= BRIEF =
Copy out every line of the data exactly.

───── GIVEN MATERIAL

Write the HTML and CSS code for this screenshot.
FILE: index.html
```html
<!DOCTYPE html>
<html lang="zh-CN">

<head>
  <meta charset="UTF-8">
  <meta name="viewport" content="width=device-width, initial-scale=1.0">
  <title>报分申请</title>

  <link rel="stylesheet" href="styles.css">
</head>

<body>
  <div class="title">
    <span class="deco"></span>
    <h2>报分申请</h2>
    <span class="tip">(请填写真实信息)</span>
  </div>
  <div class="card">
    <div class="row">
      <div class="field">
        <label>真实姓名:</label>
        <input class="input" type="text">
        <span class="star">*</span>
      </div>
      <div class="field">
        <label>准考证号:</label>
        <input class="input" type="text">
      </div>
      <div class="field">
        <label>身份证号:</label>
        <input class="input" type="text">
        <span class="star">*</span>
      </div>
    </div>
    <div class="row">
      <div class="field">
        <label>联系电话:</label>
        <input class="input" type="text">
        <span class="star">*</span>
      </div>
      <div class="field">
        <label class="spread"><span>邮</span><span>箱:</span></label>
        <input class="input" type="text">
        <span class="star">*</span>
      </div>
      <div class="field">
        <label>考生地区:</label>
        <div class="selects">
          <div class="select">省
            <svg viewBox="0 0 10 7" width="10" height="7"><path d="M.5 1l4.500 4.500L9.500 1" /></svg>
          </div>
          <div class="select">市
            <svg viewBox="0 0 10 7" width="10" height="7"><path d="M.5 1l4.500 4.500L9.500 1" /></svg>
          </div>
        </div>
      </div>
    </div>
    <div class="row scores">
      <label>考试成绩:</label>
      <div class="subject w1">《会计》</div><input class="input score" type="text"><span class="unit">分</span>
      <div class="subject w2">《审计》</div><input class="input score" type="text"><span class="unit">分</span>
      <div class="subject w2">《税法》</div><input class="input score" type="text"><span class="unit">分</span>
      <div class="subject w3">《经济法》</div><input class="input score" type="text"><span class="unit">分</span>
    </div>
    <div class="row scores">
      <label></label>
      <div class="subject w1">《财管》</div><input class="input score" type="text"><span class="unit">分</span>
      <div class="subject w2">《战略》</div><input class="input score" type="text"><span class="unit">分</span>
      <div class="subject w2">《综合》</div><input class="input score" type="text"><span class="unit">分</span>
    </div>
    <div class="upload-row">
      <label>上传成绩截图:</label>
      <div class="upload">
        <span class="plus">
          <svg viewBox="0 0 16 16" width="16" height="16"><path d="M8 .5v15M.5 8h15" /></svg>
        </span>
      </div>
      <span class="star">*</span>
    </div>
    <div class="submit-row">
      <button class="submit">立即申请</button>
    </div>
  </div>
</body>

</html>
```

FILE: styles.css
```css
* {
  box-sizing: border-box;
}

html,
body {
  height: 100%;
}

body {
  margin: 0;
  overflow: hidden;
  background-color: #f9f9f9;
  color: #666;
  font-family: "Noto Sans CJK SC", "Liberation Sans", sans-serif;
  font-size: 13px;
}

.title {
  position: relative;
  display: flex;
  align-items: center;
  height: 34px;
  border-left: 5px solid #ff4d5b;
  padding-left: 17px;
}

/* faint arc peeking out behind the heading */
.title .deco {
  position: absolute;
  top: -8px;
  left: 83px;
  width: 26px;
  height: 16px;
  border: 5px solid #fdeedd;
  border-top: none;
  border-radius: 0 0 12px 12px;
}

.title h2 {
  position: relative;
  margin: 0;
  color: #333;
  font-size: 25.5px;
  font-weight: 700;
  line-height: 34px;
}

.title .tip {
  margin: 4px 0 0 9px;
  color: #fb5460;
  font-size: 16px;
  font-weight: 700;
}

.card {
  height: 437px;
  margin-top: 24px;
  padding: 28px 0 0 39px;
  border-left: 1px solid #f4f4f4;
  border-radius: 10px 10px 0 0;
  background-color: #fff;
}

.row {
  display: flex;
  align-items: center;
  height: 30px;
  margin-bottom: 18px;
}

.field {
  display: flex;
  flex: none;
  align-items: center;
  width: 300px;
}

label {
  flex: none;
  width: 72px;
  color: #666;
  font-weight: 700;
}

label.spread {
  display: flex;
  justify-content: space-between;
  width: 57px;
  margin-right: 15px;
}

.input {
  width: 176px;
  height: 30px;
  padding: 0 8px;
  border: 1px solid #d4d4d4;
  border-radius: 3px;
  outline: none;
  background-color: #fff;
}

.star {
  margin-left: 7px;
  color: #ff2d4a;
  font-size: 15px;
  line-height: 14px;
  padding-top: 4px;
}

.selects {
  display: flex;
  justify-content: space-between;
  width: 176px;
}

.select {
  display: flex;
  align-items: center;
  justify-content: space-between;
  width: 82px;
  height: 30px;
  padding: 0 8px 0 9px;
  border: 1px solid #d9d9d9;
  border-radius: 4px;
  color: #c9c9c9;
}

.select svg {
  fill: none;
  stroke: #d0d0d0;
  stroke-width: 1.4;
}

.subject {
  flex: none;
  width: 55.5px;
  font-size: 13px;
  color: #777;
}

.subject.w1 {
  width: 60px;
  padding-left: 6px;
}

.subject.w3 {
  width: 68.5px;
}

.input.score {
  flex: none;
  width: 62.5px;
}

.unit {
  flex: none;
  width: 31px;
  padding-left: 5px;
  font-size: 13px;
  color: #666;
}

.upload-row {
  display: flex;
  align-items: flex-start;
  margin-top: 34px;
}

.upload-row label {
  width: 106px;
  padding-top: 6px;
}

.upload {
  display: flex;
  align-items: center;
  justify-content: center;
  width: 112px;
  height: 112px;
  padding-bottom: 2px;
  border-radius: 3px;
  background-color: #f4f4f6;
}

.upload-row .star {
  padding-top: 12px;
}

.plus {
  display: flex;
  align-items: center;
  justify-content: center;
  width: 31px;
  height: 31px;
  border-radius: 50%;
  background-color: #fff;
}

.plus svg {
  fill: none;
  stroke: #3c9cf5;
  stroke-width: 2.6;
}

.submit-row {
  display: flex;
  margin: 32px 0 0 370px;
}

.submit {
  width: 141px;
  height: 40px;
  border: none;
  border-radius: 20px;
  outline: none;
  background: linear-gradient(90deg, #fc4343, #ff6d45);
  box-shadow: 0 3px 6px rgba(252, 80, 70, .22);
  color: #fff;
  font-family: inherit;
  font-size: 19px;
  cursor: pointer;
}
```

──────────

= THE RESULT =
Write the HTML and CSS code for this screenshot.
FILE: index.html
```html
<!DOCTYPE html>
<html lang="zh-CN">

<head>
  <meta charset="UTF-8">
  <meta name="viewport" content="width=device-width, initial-scale=1.0">
  <title>报分申请</title>

  <link rel="stylesheet" href="styles.css">
</head>

<body>
  <div class="title">
    <span class="deco"></span>
    <h2>报分申请</h2>
    <span class="tip">(请填写真实信息)</span>
  </div>
  <div class="card">
    <div class="row">
      <div class="field">
        <label>真实姓名:</label>
        <input class="input" type="text">
        <span class="star">*</span>
      </div>
      <div class="field">
        <label>准考证号:</label>
        <input class="input" type="text">
      </div>
      <div class="field">
        <label>身份证号:</label>
        <input class="input" type="text">
        <span class="star">*</span>
      </div>
    </div>
    <div class="row">
      <div class="field">
        <label>联系电话:</label>
        <input class="input" type="text">
        <span class="star">*</span>
      </div>
      <div class="field">
        <label class="spread"><span>邮</span><span>箱:</span></label>
        <input class="input" type="text">
        <span class="star">*</span>
      </div>
      <div class="field">
        <label>考生地区:</label>
        <div class="selects">
          <div class="select">省
            <svg viewBox="0 0 10 7" width="10" height="7"><path d="M.5 1l4.500 4.500L9.500 1" /></svg>
          </div>
          <div class="select">市
            <svg viewBox="0 0 10 7" width="10" height="7"><path d="M.5 1l4.500 4.500L9.500 1" /></svg>
          </div>
        </div>
      </div>
    </div>
    <div class="row scores">
      <label>考试成绩:</label>
      <div class="subject w1">《会计》</div><input class="input score" type="text"><span class="unit">分</span>
      <div class="subject w2">《审计》</div><input class="input score" type="text"><span class="unit">分</span>
      <div class="subject w2">《税法》</div><input class="input score" type="text"><span class="unit">分</span>
      <div class="subject w3">《经济法》</div><input class="input score" type="text"><span class="unit">分</span>
    </div>
    <div class="row scores">
      <label></label>
      <div class="subject w1">《财管》</div><input class="input score" type="text"><span class="unit">分</span>
      <div class="subject w2">《战略》</div><input class="input score" type="text"><span class="unit">分</span>
      <div class="subject w2">《综合》</div><input class="input score" type="text"><span class="unit">分</span>
    </div>
    <div class="upload-row">
      <label>上传成绩截图:</label>
      <div class="upload">
        <span class="plus">
          <svg viewBox="0 0 16 16" width="16" height="16"><path d="M8 .5v15M.5 8h15" /></svg>
        </span>
      </div>
      <span class="star">*</span>
    </div>
    <div class="submit-row">
      <button class="submit">立即申请</button>
    </div>
  </div>
</body>

</html>
```

FILE: styles.css
```css
* {
  box-sizing: border-box;
}

html,
body {
  height: 100%;
}

body {
  margin: 0;
  overflow: hidden;
  background-color: #f9f9f9;
  color: #666;
  font-family: "Noto Sans CJK SC", "Liberation Sans", sans-serif;
  font-size: 13px;
}

.title {
  position: relative;
  display: flex;
  align-items: center;
  height: 34px;
  border-left: 5px solid #ff4d5b;
  padding-left: 17px;
}

/* faint arc peeking out behind the heading */
.title .deco {
  position: absolute;
  top: -8px;
  left: 83px;
  width: 26px;
  height: 16px;
  border: 5px solid #fdeedd;
  border-top: none;
  border-radius: 0 0 12px 12px;
}

.title h2 {
  position: relative;
  margin: 0;
  color: #333;
  font-size: 25.5px;
  font-weight: 700;
  line-height: 34px;
}

.title .tip {
  margin: 4px 0 0 9px;
  color: #fb5460;
  font-size: 16px;
  font-weight: 700;
}

.card {
  height: 437px;
  margin-top: 24px;
  padding: 28px 0 0 39px;
  border-left: 1px solid #f4f4f4;
  border-radius: 10px 10px 0 0;
  background-color: #fff;
}

.row {
  display: flex;
  align-items: center;
  height: 30px;
  margin-bottom: 18px;
}

.field {
  display: flex;
  flex: none;
  align-items: center;
  width: 300px;
}

label {
  flex: none;
  width: 72px;
  color: #666;
  font-weight: 700;
}

label.spread {
  display: flex;
  justify-content: space-between;
  width: 57px;
  margin-right: 15px;
}

.input {
  width: 176px;
  height: 30px;
  padding: 0 8px;
  border: 1px solid #d4d4d4;
  border-radius: 3px;
  outline: none;
  background-color: #fff;
}

.star {
  margin-left: 7px;
  color: #ff2d4a;
  font-size: 15px;
  line-height: 14px;
  padding-top: 4px;
}

.selects {
  display: flex;
  justify-content: space-between;
  width: 176px;
}

.select {
  display: flex;
  align-items: center;
  justify-content: space-between;
  width: 82px;
  height: 30px;
  padding: 0 8px 0 9px;
  border: 1px solid #d9d9d9;
  border-radius: 4px;
  color: #c9c9c9;
}

.select svg {
  fill: none;
  stroke: #d0d0d0;
  stroke-width: 1.4;
}

.subject {
  flex: none;
  width: 55.5px;
  font-size: 13px;
  color: #777;
}

.subject.w1 {
  width: 60px;
  padding-left: 6px;
}

.subject.w3 {
  width: 68.5px;
}

.input.score {
  flex: none;
  width: 62.5px;
}

.unit {
  flex: none;
  width: 31px;
  padding-left: 5px;
  font-size: 13px;
  color: #666;
}

.upload-row {
  display: flex;
  align-items: flex-start;
  margin-top: 34px;
}

.upload-row label {
  width: 106px;
  padding-top: 6px;
}

.upload {
  display: flex;
  align-items: center;
  justify-content: center;
  width: 112px;
  height: 112px;
  padding-bottom: 2px;
  border-radius: 3px;
  background-color: #f4f4f6;
}

.upload-row .star {
  padding-top: 12px;
}

.plus {
  display: flex;
  align-items: center;
  justify-content: center;
  width: 31px;
  height: 31px;
  border-radius: 50%;
  background-color: #fff;
}

.plus svg {
  fill: none;
  stroke: #3c9cf5;
  stroke-width: 2.6;
}

.submit-row {
  display: flex;
  margin: 32px 0 0 370px;
}

.submit {
  width: 141px;
  height: 40px;
  border: none;
  border-radius: 20px;
  outline: none;
  background: linear-gradient(90deg, #fc4343, #ff6d45);
  box-shadow: 0 3px 6px rgba(252, 80, 70, .22);
  color: #fff;
  font-family: inherit;
  font-size: 19px;
  cursor: pointer;
}
```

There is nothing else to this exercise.